Provided records:

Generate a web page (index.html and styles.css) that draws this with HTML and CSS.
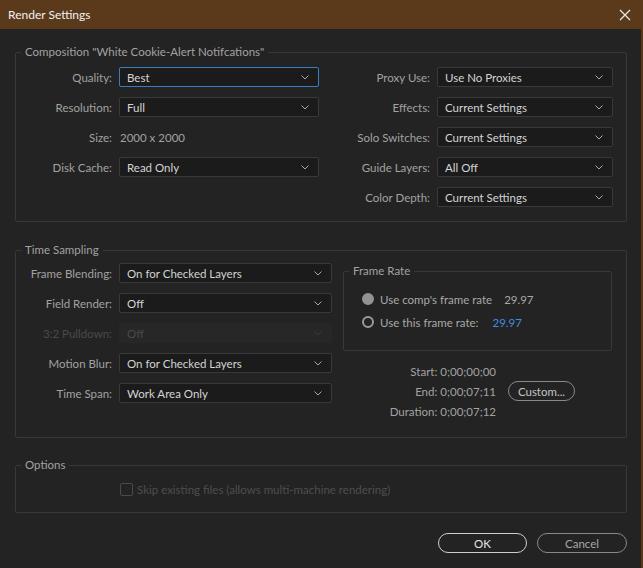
FILE: index.html
```html
<!DOCTYPE html>
<html lang="en">
<head>
<meta charset="utf-8">
<title>Render Settings</title>
<link rel="stylesheet" href="styles.css">
</head>
<body>
<div class="window">
  <div class="titlebar">
    <span class="title">Render Settings</span>
    <svg class="close" width="12" height="12" viewBox="0 0 12 12"><path d="M1 1L11 11M11 1L1 11" stroke="#e6e6e6" stroke-width="1.3" fill="none"/></svg>
  </div>
  <div class="content">
    <fieldset class="group comp">
      <legend>Composition "White Cookie-Alert Notifcations"</legend>
      <div class="comp-grid">
        <span class="label">Quality:</span>
        <div class="select focus"><span>Best</span><svg class="chev" width="8" height="5" viewBox="0 0 8 5"><path d="M0.5 0.5L4 4L7.5 0.5" stroke="#a8a8a8" fill="none"/></svg></div>
        <span class="label">Proxy Use:</span>
        <div class="select"><span>Use No Proxies</span><svg class="chev" width="8" height="5" viewBox="0 0 8 5"><path d="M0.5 0.5L4 4L7.5 0.5" stroke="#a8a8a8" fill="none"/></svg></div>

        <span class="label">Resolution:</span>
        <div class="select"><span>Full</span><svg class="chev" width="8" height="5" viewBox="0 0 8 5"><path d="M0.5 0.5L4 4L7.5 0.5" stroke="#a8a8a8" fill="none"/></svg></div>
        <span class="label">Effects:</span>
        <div class="select"><span>Current Settings</span><svg class="chev" width="8" height="5" viewBox="0 0 8 5"><path d="M0.5 0.5L4 4L7.5 0.5" stroke="#a8a8a8" fill="none"/></svg></div>

        <span class="label">Size:</span>
        <span class="value">2000 x 2000</span>
        <span class="label">Solo Switches:</span>
        <div class="select"><span>Current Settings</span><svg class="chev" width="8" height="5" viewBox="0 0 8 5"><path d="M0.5 0.5L4 4L7.5 0.5" stroke="#a8a8a8" fill="none"/></svg></div>

        <span class="label">Disk Cache:</span>
        <div class="select"><span>Read Only</span><svg class="chev" width="8" height="5" viewBox="0 0 8 5"><path d="M0.5 0.5L4 4L7.5 0.5" stroke="#a8a8a8" fill="none"/></svg></div>
        <span class="label">Guide Layers:</span>
        <div class="select"><span>All Off</span><svg class="chev" width="8" height="5" viewBox="0 0 8 5"><path d="M0.5 0.5L4 4L7.5 0.5" stroke="#a8a8a8" fill="none"/></svg></div>

        <span></span>
        <span></span>
        <span class="label">Color Depth:</span>
        <div class="select"><span>Current Settings</span><svg class="chev" width="8" height="5" viewBox="0 0 8 5"><path d="M0.5 0.5L4 4L7.5 0.5" stroke="#a8a8a8" fill="none"/></svg></div>
      </div>
    </fieldset>

    <fieldset class="group time">
      <legend>Time Sampling</legend>
      <div class="time-row">
        <div class="time-grid">
          <span class="label">Frame Blending:</span>
          <div class="select"><span>On for Checked Layers</span><svg class="chev" width="8" height="5" viewBox="0 0 8 5"><path d="M0.5 0.5L4 4L7.5 0.5" stroke="#a8a8a8" fill="none"/></svg></div>
          <span class="label">Field Render:</span>
          <div class="select"><span>Off</span><svg class="chev" width="8" height="5" viewBox="0 0 8 5"><path d="M0.5 0.5L4 4L7.5 0.5" stroke="#a8a8a8" fill="none"/></svg></div>
          <span class="label disabled">3:2 Pulldown:</span>
          <div class="select is-disabled"><span>Off</span><svg class="chev" width="8" height="5" viewBox="0 0 8 5"><path d="M0.5 0.5L4 4L7.5 0.5" stroke="#3a3a3a" fill="none"/></svg></div>
          <span class="label">Motion Blur:</span>
          <div class="select"><span>On for Checked Layers</span><svg class="chev" width="8" height="5" viewBox="0 0 8 5"><path d="M0.5 0.5L4 4L7.5 0.5" stroke="#a8a8a8" fill="none"/></svg></div>
          <span class="label">Time Span:</span>
          <div class="select"><span>Work Area Only</span><svg class="chev" width="8" height="5" viewBox="0 0 8 5"><path d="M0.5 0.5L4 4L7.5 0.5" stroke="#a8a8a8" fill="none"/></svg></div>
        </div>
        <div class="time-right">
          <fieldset class="group rate">
            <legend>Frame Rate</legend>
            <div class="rate-body">
              <div class="radio-row">
                <span class="radio filled"></span>
                <span class="radio-text">Use comp's frame rate</span>
                <span class="rate-val">29.97</span>
              </div>
              <div class="radio-row">
                <span class="radio"></span>
                <span class="radio-text">Use this frame rate:</span>
                <span class="rate-val blue">29.97</span>
              </div>
            </div>
          </fieldset>
          <div class="span-grid">
            <span class="span-text">Start: 0;00;00;00</span>
            <span></span>
            <span class="span-text">End: 0;00;07;11</span>
            <button class="pill custom">Custom...</button>
            <span class="span-text">Duration: 0;00;07;12</span>
            <span></span>
          </div>
        </div>
      </div>
    </fieldset>

    <fieldset class="group options">
      <legend>Options</legend>
      <div class="check-row">
        <span class="checkbox"></span>
        <span class="check-text">Skip existing files (allows multi-machine rendering)</span>
      </div>
    </fieldset>

    <div class="buttons">
      <button class="pill ok">OK</button>
      <button class="pill cancel">Cancel</button>
    </div>
  </div>
</div>
</body>
</html>
```
FILE: styles.css
```css
* { box-sizing: border-box; }
html, body { margin: 0; padding: 0; background: #232323; }
body {
  font-family: "Lato", "Noto Sans", sans-serif;
  font-size: 11.5px;
  color: #a2a2a2;
}
.window {
  width: 643px;
  height: 568px;
  background: #232323;
  border-right: 2px solid #5b3a1c;
  overflow: hidden;
}
.titlebar {
  height: 29px;
  background: #5b3a1c;
  display: flex;
  align-items: center;
  justify-content: space-between;
  padding: 0 10px 0 8px;
  color: #f0f0f0;
}
.title { font-size: 12px; }
.close { display: block; }
.content {
  padding: 0 14px 0 15px;
}
.group {
  margin: 0;
  padding: 0;
  border: 1px solid #383838;
  border-radius: 2px;
  min-width: 0;
}
.group legend {
  margin-left: 5px;
  padding: 0 4px;
  line-height: 16px;
  color: #a2a2a2;
}
.comp {
  margin-top: 15px;
  padding: 7px 0 14px 0;
}
.comp-grid {
  display: grid;
  grid-template-columns: 96px 200px 104px 176px;
  column-gap: 7px;
  row-gap: 10px;
  grid-auto-rows: 20px;
  align-items: center;
}
.label {
  text-align: right;
  color: #a2a2a2;
  white-space: nowrap;
}
.label.disabled { color: #4a4a4a; }
.value { padding-left: 1px; color: #a2a2a2; }
.select {
  height: 20px;
  background: #1b1b1b;
  border: 1px solid #393939;
  border-radius: 2px;
  display: flex;
  align-items: center;
  justify-content: space-between;
  padding: 0 9px 0 7px;
  color: #d4d4d4;
  white-space: nowrap;
}
.select.focus { border-color: #3a7cc0; }
.select.is-disabled {
  background: #272727;
  border-color: #272727;
  color: #4a4a4a;
}
.chev { display: block; }

.time {
  margin-top: 20px;
  padding: 5px 0 16px 0;
}
.time-row {
  display: flex;
  align-items: flex-start;
}
.time-grid {
  display: grid;
  grid-template-columns: 96px 213px;
  column-gap: 7px;
  row-gap: 10px;
  grid-auto-rows: 20px;
  align-items: center;
}
.time-right {
  margin-left: 11px;
  width: 269px;
}
.rate {
  padding: 12px 0 20px 0;
}
.rate-body {
  padding-left: 18px;
}
.radio-row {
  display: flex;
  align-items: center;
  height: 16px;
  color: #a8a8a8;
}
.radio-row + .radio-row { margin-top: 7px; }
.radio {
  width: 12px;
  height: 12px;
  border-radius: 50%;
  border: 2px solid #9a9a9a;
  margin-right: 6px;
}
.radio.filled {
  background: #939393;
  border-color: #939393;
}
.rate-val { margin-left: 12px; color: #a8a8a8; }
.rate-val.blue { margin-left: 14px; color: #3d8ee0; }

.span-grid {
  margin-top: 10px;
  display: grid;
  grid-template-columns: 153px 67px;
  column-gap: 12px;
  grid-auto-rows: 20px;
  align-items: center;
}
.span-text {
  text-align: right;
  color: #a2a2a2;
  white-space: nowrap;
}
.pill {
  font-family: inherit;
  font-size: 11.5px;
  height: 20px;
  border-radius: 10px;
  background: transparent;
  padding: 0;
  cursor: default;
}
.custom {
  width: 67px;
  border: 1px solid #8a8a8a;
  color: #c4c4c4;
}

.options {
  margin-top: 19px;
  padding: 8px 0 15px 0;
}
.check-row {
  display: flex;
  align-items: center;
  height: 16px;
  padding-left: 104px;
}
.checkbox {
  width: 13px;
  height: 13px;
  border: 1px solid #4a4a4a;
  border-radius: 2px;
  margin-right: 4px;
  flex: none;
}
.check-text { color: #4e4e4e; white-space: nowrap; }

.buttons {
  margin-top: 20px;
  display: flex;
  justify-content: flex-end;
  gap: 10px;
}
.ok {
  width: 89px;
  border: 1px solid #cfcfcf;
  color: #e6e6e6;
}
.cancel {
  width: 90px;
  border: 1px solid #8a8a8a;
  color: #a8a8a8;
}
```
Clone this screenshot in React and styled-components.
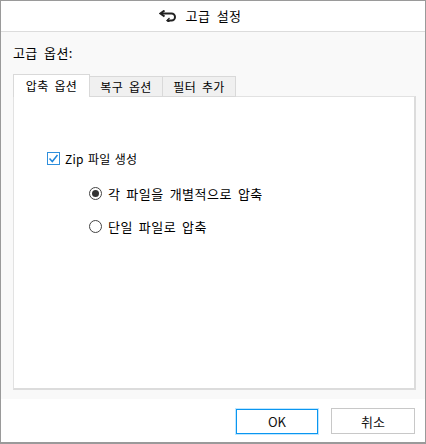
import styled, { createGlobalStyle } from "styled-components";

const Global = createGlobalStyle`
  html, body { margin: 0; padding: 0; background: #fff; }
  body { font-family: "Noto Sans CJK KR", "Liberation Sans", sans-serif; color: #000; }
`;

const Dialog = styled.div`
  width: 426px;
  height: 444px;
  box-sizing: border-box;
  border: 1px solid #9a9a9a;
  border-bottom-width: 2px;
  display: flex;
  flex-direction: column;
  background: #fff;
`;

const Header = styled.div`
  height: 31px;
  flex: none;
  box-sizing: border-box;
  display: flex;
  align-items: center;
  justify-content: center;
  gap: 10px;
  border-bottom: 1px solid #dcdcdc;
  font-size: 13px;
  letter-spacing: 0.4px;
  word-spacing: 3px;
  padding: 0 26px 1px 0;
`;

const Body = styled.div`
  height: 367px;
  flex: none;
  box-sizing: border-box;
  background: #f9f9f9;
  padding: 11px 9px 9px 12px;
  display: flex;
  flex-direction: column;
`;

const SectionLabel = styled.div`
  font-size: 13px;
  letter-spacing: 0.4px;
  word-spacing: 3px;
  line-height: 20px;
  margin-bottom: 11px;
`;

const Tabs = styled.div`
  display: flex;
  align-items: flex-end;
  height: 23px;
  flex: none;
  position: relative;
  z-index: 1;
  margin-bottom: -1px;
`;

const Tab = styled.div`
  box-sizing: border-box;
  display: flex;
  align-items: center;
  justify-content: center;
  font-size: 12px;
  letter-spacing: 0.3px;
  word-spacing: 3px;
  width: ${(p) => (p.$active ? "77px" : "73px")};
  height: ${(p) => (p.$active ? "23px" : "21px")};
  padding-bottom: ${(p) => (p.$active ? "1px" : "0")};
  background: ${(p) => (p.$active ? "#fff" : "#f0f0f0")};
  border: 1px solid #d9d9d9;
  border-bottom: ${(p) => (p.$active ? "none" : "1px solid #d9d9d9")};
  border-left: ${(p) => (p.$active ? "1px solid #d9d9d9" : "none")};
`;

const Panel = styled.div`
  flex: 1;
  box-sizing: border-box;
  background: #fff;
  border: 1px solid #e2e2e2;
  border-right: 2px solid #dcdcdc;
  border-bottom: 2px solid #dcdcdc;
  padding: 52px 0 0 33px;
  display: flex;
  flex-direction: column;
`;

const Row = styled.label`
  display: flex;
  align-items: center;
  height: 18px;
  font-size: ${(p) => (p.$radio ? "13px" : "12px")};
  letter-spacing: ${(p) => (p.$radio ? "0.5px" : "0.2px")};
  word-spacing: ${(p) => (p.$radio ? "2.5px" : "1.5px")};
  gap: ${(p) => (p.$radio ? "6px" : "5px")};
  margin-left: ${(p) => (p.$radio ? "42px" : "0")};
  margin-top: ${(p) => p.$top || 0}px;
`;

const Check = styled.span`
  width: 13px;
  height: 13px;
  box-sizing: border-box;
  border: 1px solid #2f8fdc;
  background: #fff;
  display: flex;
  align-items: center;
  justify-content: center;
`;

const Radio = styled.span`
  width: 13px;
  height: 13px;
  box-sizing: border-box;
  border: 1px solid #444;
  border-radius: 50%;
  background: #fff;
  display: flex;
  align-items: center;
  justify-content: center;
  &::after {
    content: "";
    display: ${(p) => (p.$on ? "block" : "none")};
    width: 7px;
    height: 7px;
    border-radius: 50%;
    background: #333;
  }
`;

const Footer = styled.div`
  flex: 1;
  display: flex;
  justify-content: flex-end;
  align-items: flex-start;
  gap: 13px;
  padding: 9px 10px 0 0;
`;

const Button = styled.button`
  width: ${(p) => (p.$primary ? "82px" : "84px")};
  height: ${(p) => (p.$primary ? "25px" : "26px")};
  box-sizing: border-box;
  padding: 0;
  background: #fff;
  font-family: inherit;
  font-size: 13px;
  color: #111;
  border: ${(p) => (p.$primary ? "1px solid #0a96f0" : "1px solid #c8c8c8")};
  box-shadow: ${(p) => (p.$primary ? "0 0 0 1px #bfe6ff" : "none")};
  margin-top: ${(p) => (p.$primary ? "1px" : "0")};
`;

const BackIcon = () => (
  <svg width="17" height="12" viewBox="0 0 17 12" fill="none" stroke="#222" strokeWidth="2">
    <path d="M2 3.5H12.5a3.5 3.5 0 0 1 0 7H8" />
    <path d="M5.5 0.5L1.5 3.5L5.5 6.5" />
    <path d="M10.5 8L8 10.5L10.5 12" strokeWidth="1.3" />
  </svg>
);

export default function App() {
  return (
    <>
      <Global />
      <Dialog>
        <Header>
          <BackIcon />
          <span>고급 설정</span>
        </Header>
        <Body>
          <SectionLabel>고급 옵션:</SectionLabel>
          <Tabs>
            <Tab $active>압축 옵션</Tab>
            <Tab>복구 옵션</Tab>
            <Tab>필터 추가</Tab>
          </Tabs>
          <Panel>
            <Row>
              <Check>
                <svg width="11" height="11" viewBox="0 0 11 11" fill="none" stroke="#1f86da" strokeWidth="1.5">
                  <path d="M1.5 5.5L4.3 8.5L9.5 2" />
                </svg>
              </Check>
              Zip 파일 생성
            </Row>
            <Row $radio $top={17}>
              <Radio $on />각 파일을 개별적으로 압축
            </Row>
            <Row $radio $top={15}>
              <Radio />단일 파일로 압축
            </Row>
          </Panel>
        </Body>
        <Footer>
          <Button $primary>OK</Button>
          <Button>취소</Button>
        </Footer>
      </Dialog>
    </>
  );
}
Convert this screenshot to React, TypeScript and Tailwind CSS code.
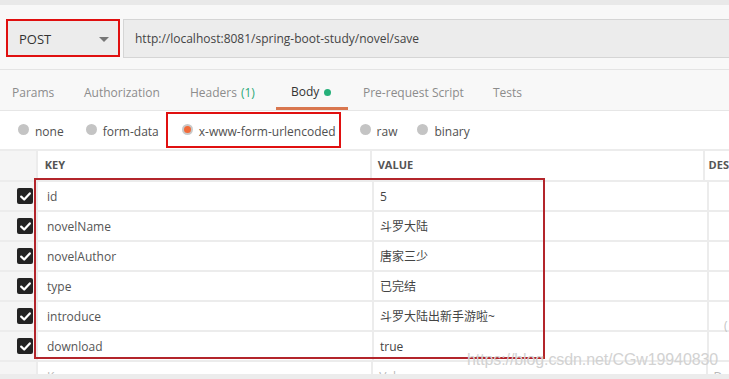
const rows = [
  { key: "id", value: "5" },
  { key: "novelName", value: "斗罗大陆" },
  { key: "novelAuthor", value: "唐家三少" },
  { key: "type", value: "已完结" },
  { key: "introduce", value: "斗罗大陆出新手游啦~" },
  { key: "download", value: "true" },
]

const tabs = [
  { label: "Params", w: "w-[72px]", pl: "pl-[12px]" },
  { label: "Authorization", w: "w-[106px]", pl: "pl-[12px]" },
]

function Radio({ label, active }: { label: string; active?: boolean }) {
  return (
    <div className="flex items-center">
      <span
        className={
          active
            ? "w-[11px] h-[11px] rounded-full bg-[#c9c9c9] flex items-center justify-center -mt-[4px]"
            : "w-[11px] h-[11px] rounded-full bg-[#c4c4c4] -mt-[4px]"
        }
      >
        {active && <span className="w-[7px] h-[7px] rounded-full bg-[#f26b3a]" />}
      </span>
      <span className="ml-[6px] text-[12px] text-[#505050]">{label}</span>
    </div>
  )
}

function Check() {
  return (
    <span className="w-[16px] h-[16px] rounded-[2px] bg-[#232323] flex items-center justify-center">
      <svg width="11" height="9" viewBox="0 0 11 9" fill="none">
        <path d="M1.2 4.6 L4.2 7.5 L9.8 1.4" stroke="#fff" strokeWidth="2.2" strokeLinecap="round" strokeLinejoin="round" />
      </svg>
    </span>
  )
}

export default function App() {
  return (
    <div
      className="relative w-[729px] h-[379px] overflow-hidden bg-[#ececec]"
      style={{ fontFamily: '"Open Sans", "Noto Sans CJK SC", sans-serif' }}
    >
      <div className="h-[5px] bg-[#e9e9e9]" />

      <div className="bg-[#f8f8f8] pt-[14px]">
        {/* url bar */}
        <div className="flex h-[39px] pl-[6px]">
          <div className="w-[114px] h-[38px] bg-[#ececec] border-2 border-[#e01010] flex items-center justify-between pl-[11px] pr-[9px] pt-[3px]">
            <span className="text-[13px] text-[#333]">POST</span>
            <span className="w-0 h-0 border-l-[5px] border-r-[5px] border-t-[5px] border-l-transparent border-r-transparent border-t-[#777]" />
          </div>
          <div className="ml-[3px] flex-1 bg-[#ececec] border border-[#d5d5d5] border-r-0 flex items-center pl-[11px] pt-[1px]">
            <span className="text-[12px] text-[#444]">http://localhost:8081/spring-boot-study/novel/save</span>
          </div>
        </div>

        {/* tabs */}
        <div className="mt-[11px] border-t border-[#e4e4e4] h-[41px] flex items-end">
          {tabs.map((t) => (
            <div key={t.label} className={`${t.w} ${t.pl} h-full flex items-center pt-[6px]`}>
              <span className="text-[12px] text-[#8c8c8c]">{t.label}</span>
            </div>
          ))}
          <div className="w-[98px] pl-[12px] h-full flex items-center pt-[6px]">
            <span className="text-[12px] text-[#8c8c8c]">Headers</span>
            <span className="ml-[4px] text-[12px] text-[#2aa877]">(1)</span>
          </div>
          <div className="w-[72px] h-full flex flex-col">
            <div className="flex-1 flex items-center pl-[15px] pt-[6px]">
              <span className="text-[12px] text-[#333]">Body</span>
              <span className="ml-[5px] mt-[1px] w-[7px] h-[7px] rounded-full bg-[#26b07a]" />
            </div>
            <div className="h-[3px] bg-[#d9774f]" />
          </div>
          <div className="w-[130px] pl-[15px] h-full flex items-center pt-[6px]">
            <span className="text-[12px] text-[#8c8c8c]">Pre-request Script</span>
          </div>
          <div className="pl-[15px] h-full flex items-center pt-[6px]">
            <span className="text-[12px] text-[#8c8c8c]">Tests</span>
          </div>
        </div>
      </div>

      {/* body type radios */}
      <div className="relative h-[39px] bg-white border-t border-[#e6e6e6] flex items-center pt-[3px]">
        <div className="ml-[18px]">
          <Radio label="none" />
        </div>
        <div className="ml-[22px]">
          <Radio label="form-data" />
        </div>
        <div className="ml-[23px]">
          <Radio label="x-www-form-urlencoded" active />
        </div>
        <div className="ml-[24px]">
          <Radio label="raw" />
        </div>
        <div className="ml-[20px]">
          <Radio label="binary" />
        </div>
        <div className="absolute left-[166px] top-[1px] w-[175px] h-[36px] border-2 border-[#e01010]" />
      </div>

      {/* table */}
      <div className="relative bg-white border-t-2 border-[#ececec]">
        <div className="flex h-[31px] border-b-2 border-[#ececec]">
          <div className="w-[38px] bg-[#f5f5f5] border-r-2 border-[#ececec]" />
          <div className="w-[336px] border-r-2 border-[#ececec] flex items-center pl-[7px]">
            <span className="text-[11px] font-bold text-[#555]">KEY</span>
          </div>
          <div className="w-[335px] border-r-2 border-[#ececec] flex items-center pl-[6px]">
            <span className="text-[11px] font-bold text-[#555]">VALUE</span>
          </div>
          <div className="flex-1 flex items-center pl-[4px]">
            <span className="text-[11px] font-bold text-[#555]">DES</span>
          </div>
        </div>

        {rows.map((r) => (
          <div key={r.key} className="flex h-[30px] border-b-2 border-[#ececec]">
            <div className="w-[38px] bg-[#f5f5f5] border-r-2 border-[#ececec] flex items-center justify-end pr-[3px]">
              <Check />
            </div>
            <div className="w-[336px] border-r-2 border-[#ececec] flex items-center pl-[9px] pt-[1px]">
              <span className="text-[12px] text-[#555]">{r.key}</span>
            </div>
            <div className="w-[335px] border-r-2 border-[#ececec] flex items-center pl-[6px] pt-[1px]">
              <span className="text-[12px] text-[#444]">{r.value}</span>
            </div>
            <div className="flex-1" />
          </div>
        ))}

        <div className="flex h-[30px]">
          <div className="w-[38px] bg-[#f5f5f5] border-r-2 border-[#ececec]" />
          <div className="w-[336px] border-r-2 border-[#ececec] flex items-start pt-[6px] pl-[9px]">
            <span className="text-[12px] text-[#b8b8b8]">Key</span>
          </div>
          <div className="w-[335px] border-r-2 border-[#ececec] flex items-start pt-[6px] pl-[6px]">
            <span className="text-[12px] text-[#b8b8b8]">Value</span>
          </div>
          <div className="flex-1 flex items-start pt-[6px] pl-[6px]">
            <span className="text-[12px] text-[#b8b8b8]">De</span>
          </div>
        </div>

        {/* highlight */}
        <div className="absolute left-[34px] top-[27px] w-[511px] h-[181px] border-2 border-[#b3252b]" />

        {/* watermark */}
        <div
          className="absolute left-[467px] top-[197px] text-[16px] text-[#d2d2d2] tracking-[-0.1px]"
          style={{ fontFamily: '"Liberation Sans", sans-serif' }}
        >
          https://blog.csdn.net/CGw19940830
        </div>
        <div className="absolute left-[724px] top-[166px] text-[12px] text-[#c4c4c4]">(</div>
      </div>

      <div className="absolute left-0 bottom-0 w-full h-[5px] bg-[#ececec]" />
    </div>
  )
}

What is required:
Select all lines in the listing above where the word "screenshot" appears, and show them.

Written solution:
Clone this screenshot in React and styled-components.
Convert this screenshot to React, TypeScript and Tailwind CSS code.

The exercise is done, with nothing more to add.